O menino foi encontrado na casa de um homem de 35 anos de idade em Düsseldorf, na Alemanha. Eles se conheceram jogando pela internet. A polícia prendeu o homem por suspeita de abuso sexual de menor e falsidade ideológica, e apreendeu em seu domicílio material de pornografia infantil.

Esses tipos de incidentes – e o ciclo incessante de notícias que geram – fazem com que alguns educadores temam que a Suíça possa, eventualmente, mudar suas normas. Para Babette Domig, professora aposentada de escola primária em Berna, muitas famílias suíças que vivem de forma tradicional no campo não têm tempo para superproteger suas crianças.

“Ter mais tempo, mais informações, saber mais (sobre o mundo), às vezes não só ajuda. Eu acho que é o que está acontecendo no momento”, disse.

Autonomia

Quando as crianças não podem descobrir as coisas por si mesmas, elas podem ficar sem as habilidades necessárias para lidar com as dificuldades. A psicóloga alemã Dorothe Dörholt diz ver algumas semelhanças entre seus jovens pacientes suíços.

“Muitos cresceram protegidos demais de tudo, sem ter contato com situações negativas”, conta. “Mais tarde, de repente, eles saem da escola, vão para a universidade e se sentem sobrecarregados. Eles não têm as ferramentas para lidar por conta própria com as dificuldades que enfrentamos como jovens adultos.”

Dörholt diz que todos os lugares em que ela morou – Alemanha, Estados Unidos e Suíça – são seguros para as crianças, mas o comportamento dos pais varia segundo o “medo ressentido”.

“Tem muito a ver com a mídia.
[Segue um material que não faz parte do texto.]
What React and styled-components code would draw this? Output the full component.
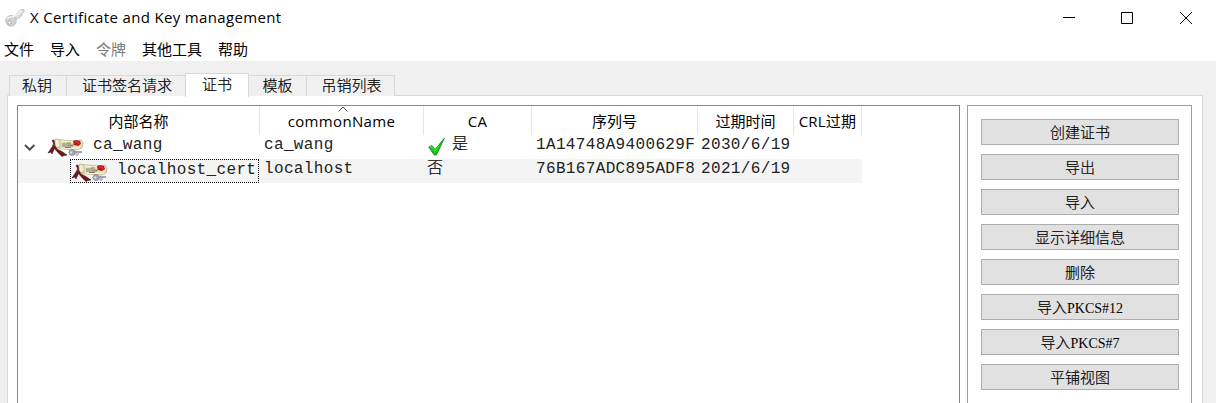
import React from "react";
import styled, { createGlobalStyle } from "styled-components";

const Global = createGlobalStyle`
  * { box-sizing: border-box; }
  body { margin: 0; background: #fff; overflow: hidden; }
`;

const Window = styled.div`
  width: 1216px;
  height: 403px;
  display: flex;
  flex-direction: column;
  overflow: hidden;
  background: #fff;
  color: #000;
  font: 15px/20px "Noto Sans", "Noto Sans CJK SC", sans-serif;
  white-space: nowrap;
`;
const TitleBar = styled.header`
  height: 35px;
  flex: none;
  display: flex;
  align-items: center;
  padding-left: 4px;
`;
const Title = styled.span`
  flex: 1;
  padding: 0 0 2px 5px;
  font-family: "Open Sans", sans-serif;
  font-size: 15px;
  letter-spacing: ${(p) => p.$spacing};
`;
const Controls = styled.div`
  display: flex;
  svg { display: block; }
`;
const MenuBar = styled.nav`
  height: 26px;
  flex: none;
  display: flex;
  gap: 16px;
  padding: 4px 0 0 4px;
`;
const MenuItem = styled.span`
  font-family: "Noto Sans CJK SC", sans-serif;
  color: ${(p) => (p.$disabled ? "#7b7b7b" : "#000")};
`;
const Body = styled.main`
  flex: 1;
  display: flex;
  flex-direction: column;
  padding: 12px 13px 0 7px;
  background: #f0f0f0;
`;
const Tabs = styled.div`
  display: flex;
  align-items: flex-end;
  height: 23px;
  padding-left: 2px;
  margin-bottom: -1px;
  z-index: 1;
`;
const Tab = styled.div`
  width: ${(p) => p.$width}px;
  height: ${(p) => (p.$active ? 24 : 21)}px;
  flex: none;
  align-self: ${(p) => (p.$active ? "flex-start" : "flex-end")};
  border: 1px solid #d9d9d9;
  border-bottom: 0;
  border-right-width: ${(p) => (p.$last || p.$active ? 1 : 0)}px;
  border-left-width: ${(p) => (p.$joined ? 0 : 1)}px;
  background: ${(p) => (p.$active ? "#fff" : "#f0f0f0")};
  font: 300 15px "Noto Sans CJK SC", sans-serif;
  line-height: ${(p) => (p.$active ? 20 : 18)}px;
  -webkit-text-stroke: 0.2px #000;
  text-indent: ${(p) => p.$indent || 0}px;
  text-align: center;
`;
const Pane = styled.section`
  flex: 1;
  display: flex;
  gap: 7px;
  padding: 9px 10px 0 9px;
  border: 1px solid #d9d9d9;
  border-bottom: 0;
  background: #fff;
`;
const Tree = styled.div`
  width: 943px;
  border: 1px solid #828790;
  border-bottom: 0;
`;
const Row = styled.div`
  display: grid;
  grid-template-columns: 242px 164px 108px 166px 96px 68px;
  width: 844px;
  height: ${(p) => p.$height}px;
  background: ${(p) => (p.$shaded ? "#f4f4f4" : "#fff")};
`;
const HeaderCell = styled.div`
  display: flex;
  flex-direction: column;
  align-items: center;
  position: relative;
  border-right: 1px solid #e5e5e5;
  padding-top: 5px;
  font-family: "Open Sans", "Noto Sans CJK SC", sans-serif;
  line-height: 20px;
  letter-spacing: ${(p) => p.$spacing || "0"};
`;
const SortMark = styled.svg`
  position: absolute;
  top: 0;
  left: 78px;
`;
const Cell = styled.div`
  display: flex;
  align-items: flex-start;
  min-width: 0;
  padding-left: ${(p) => p.$inset ?? 4}px;
`;
const Mono = styled.span`
  font: 16px/20px "Liberation Mono", monospace;
  letter-spacing: 0.35px;
  color: #222;
`;
const Cjk = styled.span`
  font: 300 16px/15px "Noto Sans CJK SC", sans-serif;
  -webkit-text-stroke: 0.2px #000;
`;
const Focus = styled.div`
  width: 189px;
  height: 24px;
  display: flex;
  align-items: flex-start;
  border: 1px dotted #000;
  margin-left: 52px;
`;
const Side = styled.aside`
  width: 225px;
  border: 1px solid #a0a0a0;
  border-bottom: 0;
  display: flex;
  flex-direction: column;
  gap: 9px;
  padding: 13px 12px 0 13px;
`;
const Button = styled.button`
  height: 26px;
  flex: none;
  padding: 0;
  border: 1px solid #adadad;
  border-radius: 0;
  background: #e1e1e1;
  color: #000;
  font: 300 15px/24px "Noto Sans CJK SC", sans-serif;
  -webkit-text-stroke: 0.2px #000;
`;
const Code = styled.span`
  font: 14px/20px "Liberation Serif", serif;
  -webkit-text-stroke: 0;
`;
const IconSlot = styled.span`
  flex: none;
  width: ${(p) => (p.$focused ? 46 : 46)}px;
  padding-top: 3px;
`;
const CheckSlot = styled.span`
  flex: none;
  width: 24px;
  padding-top: 2px;
`;

const KeyIcon = () => (
  <svg width="21" height="20" viewBox="0 0 21 20">
    <path d="M9 9 17 1.5 20 1.5 20 4 18 6 18 8 16 8 15.5 10 13.5 10 11.5 12.5Z" fill="#dedede" stroke="#bdbdbd" strokeWidth=".8" />
    <circle cx="7" cy="12.8" r="5.3" fill="#d3d3d3" stroke="#b5b5b5" strokeWidth=".8" />
    <path d="M3 11Q5 8 9 9L18 2.5" fill="none" stroke="#f1f1f1" strokeWidth="1.6" />
    <circle cx="5.5" cy="14.5" r="1.7" fill="#fff" stroke="#999" strokeWidth=".8" />
  </svg>
);

const CertIcon = () => (
  <svg width="37" height="20" viewBox="0 0 37 20">
    <path d="M10 1.5 28 3 34 2 36 5 35 10 30 12 14 11 9 9Z" fill="#e4e1bb" stroke="#b8b58c" strokeWidth=".8" />
    <path d="M8 1.5Q11 0 13 3L13 9Q10 11 8 8Z" fill="#f1edcc" stroke="#a9a37e" strokeWidth=".7" />
    <path d="M13 3 30 4M14 11 33 10" stroke="#f7f4d7" strokeWidth="1" />
    <path d="M15 6h6M15 8h11M18 9.5h6M20 5h4M21 7h6" stroke="#66644f" strokeWidth=".8" />
    <path d="M5 2.5Q8 6 5 9L1 15 4 14 5 16 8 9 7 2ZM8 8Q10 12 14 13L20 17 17 17.5 15 18.5Q11 15 7 10Z" fill="#6b171c" stroke="#511014" strokeWidth=".6" />
    <path d="M26 3 29 2 33 3 34 6 31 8 27 7Z" fill="#ba151b" />
    <path d="M28 4 31 4 32 6" fill="none" stroke="#df4544" strokeWidth="1" />
    <path d="M27 13h8v2h-8z" fill="#a2a4b2" />
    <circle cx="25" cy="14.5" r="3" fill="#a9abb7" stroke="#777985" strokeWidth=".7" />
    <circle cx="24" cy="14.5" r="1" fill="#ececf2" />
    <path d="M29 15v2h2v-2" fill="none" stroke="#9295a4" />
  </svg>
);

const CheckIcon = () => (
  <svg width="18" height="19" viewBox="0 0 18 19">
    <path d="M.7 10 4 8.5 7 12.5 16.5 1 8.4 18 6.2 18Z" fill="#12c51b" stroke="#138317" strokeWidth=".8" />
    <path d="M2 10 4 10 7 14 11 9" fill="none" stroke="#56e94a" strokeWidth="1" />
  </svg>
);

const tabs = [
  { text: "私钥", width: 57, indent: -2 },
  { text: "证书签名请求", width: 119, indent: 2 },
  { text: "证书", width: 64, active: true },
  { text: "模板", width: 57, joined: true },
  { text: "吊销列表", width: 89, last: true, indent: 2 },
];

export default function App() {
  return (
    <Window>
      <Global />
      <TitleBar>
        <KeyIcon />
        <Title $spacing="0.34px">X Certificate and Key management</Title>
        <Controls>
          <svg width="154" height="34" viewBox="0 0 154 34" fill="none" stroke="#000">
            <path d="M1 16.5h12M59.5 11.5h11v11h-11z" />
            <path d="m118 11 12 12m0-12-12 12" />
          </svg>
        </Controls>
      </TitleBar>
      <MenuBar>
        {["文件", "导入", "令牌", "其他工具", "帮助"].map((t) => (
          <MenuItem key={t} $disabled={t === "令牌"}>{t}</MenuItem>
        ))}
      </MenuBar>
      <Body>
        <Tabs>
          {tabs.map((t) => (
            <Tab key={t.text} $width={t.width} $active={t.active} $joined={t.joined} $last={t.last} $indent={t.indent}>{t.text}</Tab>
          ))}
        </Tabs>
        <Pane>
          <Tree>
            <Row $height={29}>
              <HeaderCell>内部名称</HeaderCell>
              <HeaderCell $spacing="0.35px">
                <SortMark width="10" height="6" viewBox="0 0 10 6" fill="none" stroke="#555">
                  <path d="m.5 5.5 4.5-4.5 4.5 4.5" />
                </SortMark>
                commonName
              </HeaderCell>
              <HeaderCell $spacing="0.3px">CA</HeaderCell>
              <HeaderCell>序列号</HeaderCell>
              <HeaderCell>过期时间</HeaderCell>
              <HeaderCell $spacing="0.2px">CRL过期</HeaderCell>
            </Row>
            <Row $height={24}>
              <Cell $inset={6}>
                <svg width="23" height="24" viewBox="0 0 23 24" fill="none" stroke="#444" strokeWidth="1.8">
                  <path d="m1 10 4.7 4.7L10.4 10" />
                </svg>
                <IconSlot><CertIcon /></IconSlot>
                <Mono>ca_wang</Mono>
              </Cell>
              <Cell><Mono>ca_wang</Mono></Cell>
              <Cell>
                <CheckSlot><CheckIcon /></CheckSlot>
                <Cjk>是</Cjk>
              </Cell>
              <Cell><Mono>1A14748A9400629F</Mono></Cell>
              <Cell $inset={3}><Mono>2030/6/19</Mono></Cell>
              <Cell />
            </Row>
            <Row $height={24} $shaded>
              <Cell $inset={0}>
                <Focus>
                  <IconSlot $focused><CertIcon /></IconSlot>
                  <Mono>localhost_cert</Mono>
                </Focus>
              </Cell>
              <Cell><Mono>localhost</Mono></Cell>
              <Cell $inset={3}><Cjk>否</Cjk></Cell>
              <Cell><Mono>76B167ADC895ADF8</Mono></Cell>
              <Cell $inset={3}><Mono>2021/6/19</Mono></Cell>
              <Cell />
            </Row>
          </Tree>
          <Side>
            <Button>创建证书</Button>
            <Button>导出</Button>
            <Button>导入</Button>
            <Button>显示详细信息</Button>
            <Button>删除</Button>
            <Button>导入<Code>PKCS#12</Code></Button>
            <Button>导入<Code>PKCS#7</Code></Button>
            <Button>平铺视图</Button>
          </Side>
        </Pane>
      </Body>
    </Window>
  );
}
Se você vê o tempo todo crianças sendo raptadas, mesmo que seja uma ocorrência rara, você acaba achando que o mundo é um lugar perigoso”, disse.

Segundo a psicóloga, as crianças têm uma tendência natural para a autonomia e é importante que os pais permitam que isso aconteça.

“Porque, se uma criança tiver êxito, ela percebe, ‘Uau, eu posso fazer isso’, e se não tiver, ela percebe, ‘Uau, isso foi difícil. Não consegui, mas nada de ruim aconteceu, então posso tentar de novo”, conta Dörholt.

A volta para casa

Alguns pais, como Hunziker, dizem que a volta da escola – um dos poucos momentos da semana quando as crianças podem ter tempo livre – é ainda mais importante para as crianças aprenderem a ser autônomas do que a ida para a escola, quando há um tempo a ser respeitado.

O próprio filho de Hunziker ficou irritado no primeiro dia do jardim de infância, quando viu que seu pai estava observando-o. Para o pai, a transição pode ter sido mais difícil – começando no Peru, onde ele se preocupava com o trânsito de Lima e outros problemas de segurança.

“Quando minha esposa ia a algum lugar com as crianças e eu ficava em casa ou estava em outro lugar, eu costumava ficar realmente preocupado”, conta Hunziker. “Mas aprendi a deixar um pouco, na verdade, com o tempo nos soltamos.”